Hopkins is a franchise wide receiver in a league in which teams like the Jets, Colts, Raiders and Dolphins all have significant cap space and a need for a star wide receiver. The Ravens got a better deal for Hayden Hurst on Monday than the Texans got for Hopkins. Bill Belichick has moved on from star wide receivers like Deion Branch, Terry Glenn and Randy Moss in the past, but none was at the height of his powers like Hopkins, and Belichick was able to extract better deals for both Branch and Moss. Even if Hopkins falls flat on his face in Arizona and Johnson returns to form in Houston, this would be a disastrous trade for the Texans in terms of failing to maximize or remotely comprehend player value, which has repeatedly been a problem for O’Brien.

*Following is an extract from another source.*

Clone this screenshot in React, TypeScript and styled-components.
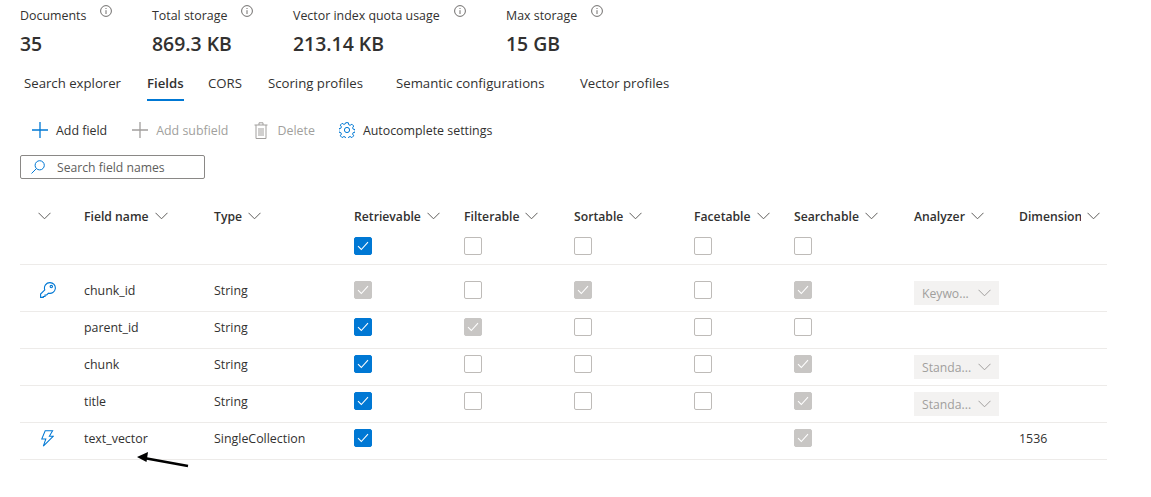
import styled, { createGlobalStyle } from 'styled-components';

const GlobalStyle = createGlobalStyle`
	html, body {
		margin: 0;
		padding: 0;
		background: #fff;
	}
	body {
		font-family: 'Open Sans', 'Liberation Sans', sans-serif;
		font-size: 13px;
		color: #323130;
	}
`;

const Page = styled.div`
	position: relative;
	width: 1151px;
	height: 497px;
	overflow: hidden;
`;

const Stats = styled.div`
	display: grid;
	grid-template-columns: 132px 141px 213px 120px;
	padding: 5px 0 0 20px;
`;

const Stat = styled.div`
	display: flex;
	flex-direction: column;
`;

const StatLabel = styled.div`
	height: 19px;
	line-height: 19px;
	font-size: 12.4px;
	white-space: nowrap;
`;

const InfoIcon = styled.svg`
	width: 12px;
	height: 12px;
	margin-left: 14px;
	vertical-align: 3px;
`;

const StatValue = styled.div`
	margin-top: 6px;
	height: 27px;
	line-height: 27px;
	font-size: 19.4px;
	font-weight: 600;
`;

const Tabs = styled.div`
	display: grid;
	grid-template-columns: 123px 61px 60px 128px 184px auto;
	margin-top: 14px;
	padding-left: 24px;
`;

const Tab = styled.div<{ $active?: boolean }>`
	height: 28px;
	line-height: 24px;
	justify-self: start;
	white-space: nowrap;
	font-size: 13.2px;
	font-weight: ${(p) => (p.$active ? 600 : 400)};
	border-bottom: 2px solid ${(p) => (p.$active ? '#0078d4' : 'transparent')};
`;

const Toolbar = styled.div`
	display: flex;
	align-items: center;
	height: 24px;
	margin-top: 17px;
	padding-left: 32px;
`;

const Command = styled.div<{ $disabled?: boolean; $gap: number; $after: number }>`
	display: flex;
	align-items: center;
	gap: ${(p) => p.$gap}px;
	margin-right: ${(p) => p.$after}px;
	font-size: 12.4px;
	white-space: nowrap;
	color: ${(p) => (p.$disabled ? '#a19f9d' : '#323130')};
`;

const SearchBox = styled.div`
	display: flex;
	align-items: center;
	gap: 12px;
	box-sizing: border-box;
	width: 185px;
	height: 24px;
	margin: 13px 0 0 20px;
	padding-left: 10px;
	border: 1px solid #8a8886;
	border-radius: 2px;
	font-size: 12.2px;
	color: #605e5c;
`;

const Table = styled.div`
	width: 1087px;
	margin: 25px 0 0 20px;
`;

const columns = '64px 130px 140px 110px 110px 120px 100px 120px 105px 88px';

const HeaderRow = styled.div`
	display: grid;
	grid-template-columns: ${columns};
	align-items: center;
	height: 24px;
`;

const HeaderCell = styled.div`
	display: flex;
	align-items: center;
	gap: 6px;
	font-size: 12.2px;
	font-weight: 600;
	white-space: nowrap;
`;

const ClippedLabel = styled.span`
	display: block;
	width: 62px;
	overflow: hidden;
`;

const Row = styled.div<{ $top: number; $height: number }>`
	display: grid;
	grid-template-columns: ${columns};
	align-items: start;
	box-sizing: border-box;
	height: ${(p) => p.$height}px;
	padding-top: ${(p) => p.$top}px;
	border-bottom: 1px solid #edebe9;
`;

const Cell = styled.div`
	display: flex;
	align-items: center;
	height: 18px;
	font-size: 12.4px;
	white-space: nowrap;
`;

const IconCell = styled(Cell)<{ $left: number }>`
	padding-left: ${(p) => p.$left}px;
`;

const Box = styled.div<{ $state: 'on' | 'off' | 'locked' }>`
	display: flex;
	align-items: center;
	justify-content: center;
	box-sizing: border-box;
	width: 18px;
	height: 18px;
	border-radius: 2px;
	border: 1px solid
		${(p) => (p.$state === 'on' ? '#0078d4' : p.$state === 'locked' ? '#c8c6c4' : '#bebbb8')};
	background: ${(p) => (p.$state === 'on' ? '#0078d4' : p.$state === 'locked' ? '#c8c6c4' : '#fff')};
`;

const Analyzer = styled.div`
	display: flex;
	align-items: center;
	align-self: flex-start;
	justify-content: space-between;
	flex-shrink: 0;
	box-sizing: border-box;
	width: 85px;
	height: 24px;
	padding: 0 8px;
	background: #f3f2f1;
	color: #a19f9d;
	font-size: 12.2px;
`;

const Arrow = styled.svg`
	position: absolute;
	left: 130px;
	top: 449px;
	width: 64px;
	height: 24px;
`;

function Chevron({ color = '#605e5c' }: { color?: string }) {
	return (
		<svg width="13" height="8" viewBox="0 0 13 8" fill="none" stroke={color} strokeWidth="1">
			<path d="M.5.8 6.500 6.800 12.500.8" />
		</svg>
	);
}

function Info() {
	return (
		<InfoIcon viewBox="0 0 12 12" fill="none" stroke="#605e5c" strokeWidth="0.9">
			<circle cx="6" cy="6" r="5.400" />
			<path d="M6 5.200V9M6 3v1" />
		</InfoIcon>
	);
}

function Plus({ color }: { color: string }) {
	return (
		<svg width="16" height="16" viewBox="0 0 16 16" stroke={color} strokeWidth="1.300">
			<path d="M8 0v16M0 8h16" />
		</svg>
	);
}

function Trash() {
	return (
		<svg width="14" height="17" viewBox="0 0 14 17" fill="none" stroke="#a19f9d" strokeWidth="1">
			<path d="M.5 3h13M2 3v13.500h10V3M5 3V.8h4V3M5 6v8M7 6v8M9 6v8" />
		</svg>
	);
}

function Gear() {
	return (
		<svg width="16" height="16" viewBox="0 0 16 16" fill="none" stroke="#0078d4" strokeWidth="1">
			<path d="M6.700.7h2.600l.4 2 1.400.6 1.800-1.100 1.800 1.800-1.100 1.800.6 1.400 2 .4v2.600l-2 .4-.6 1.400 1.100 1.800-1.800 1.800-1.800-1.100-1.400.6-.4 2H6.700l-.4-2-1.400-.6-1.800 1.100-1.800-1.800 1.100-1.800-.6-1.400-2-.4V6.700l2-.4.6-1.400-1.100-1.800 1.800-1.800 1.800 1.100 1.400-.6z" />
			<circle cx="8" cy="8" r="2.600" />
		</svg>
	);
}

function SearchIcon() {
	return (
		<svg width="14" height="14" viewBox="0 0 14 14" fill="none" stroke="#0078d4" strokeWidth="1">
			<circle cx="8.700" cy="5.300" r="4.600" />
			<path d="M5.400 8.600.5 13.500" />
		</svg>
	);
}

function KeyIcon() {
	return (
		<svg width="16" height="16" viewBox="0 0 16 16" fill="none" stroke="#0078d4" strokeWidth="1.100">
			<path d="M10 .6a5.400 5.400 0 1 1-1.500 10.600L6.700 13H5v1.500H3.300v.9H.6v-3.300L4.800 7.900A5.400 5.400 0 0 1 10 .6z" />
			<circle cx="11.300" cy="4.600" r="1.200" />
		</svg>
	);
}

function BoltIcon() {
	return (
		<svg width="13" height="17" viewBox="0 0 14 18" fill="none" stroke="#0078d4" strokeWidth="1.100">
			<path d="M4.500.6h8L9 6.500h4.300L2.500 17.200l2.700-7.700H.8z" />
		</svg>
	);
}

function Check({ state }: { state: 'on' | 'off' | 'locked' }) {
	return (
		<Box $state={state}>
			{state !== 'off' && (
				<svg width="12" height="10" viewBox="0 0 12 10" fill="none" stroke="#fff" strokeWidth="1.100">
					<path d="M1 5.200 4.300 8.500 11 1.200" />
				</svg>
			)}
		</Box>
	);
}

type Flag = 'on' | 'off' | 'locked' | null;

const fields: {
	name: string;
	type: string;
	icon?: 'key' | 'bolt';
	flags: Flag[];
	analyzer?: string;
	dimension?: string;
	top: number;
	height: number;
}[] = [
	{ name: 'chunk_id', type: 'String', icon: 'key', flags: ['locked', 'off', 'locked', 'off', 'locked'], analyzer: 'Keywo...', top: 16, height: 47 },
	{ name: 'parent_id', type: 'String', flags: ['on', 'locked', 'off', 'off', 'off'], top: 6, height: 37 },
	{ name: 'chunk', type: 'String', flags: ['on', 'off', 'off', 'off', 'locked'], analyzer: 'Standa...', top: 6, height: 37 },
	{ name: 'title', type: 'String', flags: ['on', 'off', 'off', 'off', 'locked'], analyzer: 'Standa...', top: 6, height: 37 },
	{ name: 'text_vector', type: 'SingleCollection', icon: 'bolt', flags: ['on', null, null, null, 'locked'], dimension: '1536', top: 6, height: 37 },
];

const headers = ['Field name', 'Type', 'Retrievable', 'Filterable', 'Sortable', 'Facetable', 'Searchable', 'Analyzer'];

function App() {
	return (
		<Page>
			<GlobalStyle />
			<Stats>
				{[
					['Documents', '35'],
					['Total storage', '869.3 KB'],
					['Vector index quota usage', '213.14 KB'],
					['Max storage', '15 GB'],
				].map(([label, value]) => (
					<Stat key={label}>
						<StatLabel>
							{label}
							<Info />
						</StatLabel>
						<StatValue>{value}</StatValue>
					</Stat>
				))}
			</Stats>
			<Tabs>
				<Tab>Search explorer</Tab>
				<Tab $active>Fields</Tab>
				<Tab>CORS</Tab>
				<Tab>Scoring profiles</Tab>
				<Tab>Semantic configurations</Tab>
				<Tab>Vector profiles</Tab>
			</Tabs>
			<Toolbar>
				<Command $gap={8} $after={25}>
					<Plus color="#0078d4" />
					Add field
				</Command>
				<Command $disabled $gap={8} $after={26}>
					<Plus color="#a19f9d" />
					Add subfield
				</Command>
				<Command $disabled $gap={9} $after={24}>
					<Trash />
					Delete
				</Command>
				<Command $gap={8} $after={0}>
					<Gear />
					Autocomplete settings
				</Command>
			</Toolbar>
			<SearchBox>
				<SearchIcon />
				Search field names
			</SearchBox>
			<Table>
				<HeaderRow>
					<IconCell $left={18}>
						<Chevron />
					</IconCell>
					{headers.map((h) => (
						<HeaderCell key={h}>
							{h}
							<Chevron />
						</HeaderCell>
					))}
					<HeaderCell>
						<ClippedLabel>Dimensions</ClippedLabel>
						<Chevron />
					</HeaderCell>
				</HeaderRow>
				<Row $top={9} $height={37}>
					<Cell />
					<Cell />
					<Cell />
					<Cell>
						<Check state="on" />
					</Cell>
					<Cell>
						<Check state="off" />
					</Cell>
					<Cell>
						<Check state="off" />
					</Cell>
					<Cell>
						<Check state="off" />
					</Cell>
					<Cell>
						<Check state="off" />
					</Cell>
				</Row>
				{fields.map((f) => (
					<Row key={f.name} $top={f.top} $height={f.height}>
						<IconCell $left={f.icon === 'bolt' ? 21 : 20}>
							{f.icon === 'key' && <KeyIcon />}
							{f.icon === 'bolt' && <BoltIcon />}
						</IconCell>
						<Cell>{f.name}</Cell>
						<Cell>{f.type}</Cell>
						{f.flags.map((flag, i) => (
							<Cell key={i}>{flag && <Check state={flag} />}</Cell>
						))}
						<Cell>
							{f.analyzer && (
								<Analyzer>
									{f.analyzer}
									<Chevron color="#a19f9d" />
								</Analyzer>
							)}
						</Cell>
						<Cell>{f.dimension}</Cell>
					</Row>
				))}
			</Table>
			<Arrow viewBox="0 0 64 24">
				<path d="M58 17 14 9" stroke="#000" strokeWidth="2.600" />
				<path d="M7 8 18 3 16.500 13z" fill="#000" />
			</Arrow>
		</Page>
	);
}

export default App;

The only mild criticism I can think of when it comes to the Cardinals here is that they’ve now devoted another asset to adding weapons for Kyler Murray when they need to add pieces for the league’s 23rd-ranked defense by DVOA. The Cardinals re-signed Larry Fitzgerald this offseason, transition-tagged Drake and now have three second-round picks committed to their wideout core in Christian Kirk, Andy Isabella and the second-rounder they shipped to the Texans for Hopkins. It’s good to give your young quarterback weapons, but they’ve placed a lot of eggs in this basket.
Ideally, the Cardinals would let Drake leave and devote the rest of their offseason to plugging holes on the defense, but this is a trade Arizona should and would make 100 times out of 100, regardless of the moves it made before the deal. The Cardinals will likely rip up the three years and $39.9 million remaining on Hopkins’ deal and give him an extension, and while that will make him less valuable in terms of surplus value, adding a truly special talent to the roster is an easy victory for the Cards.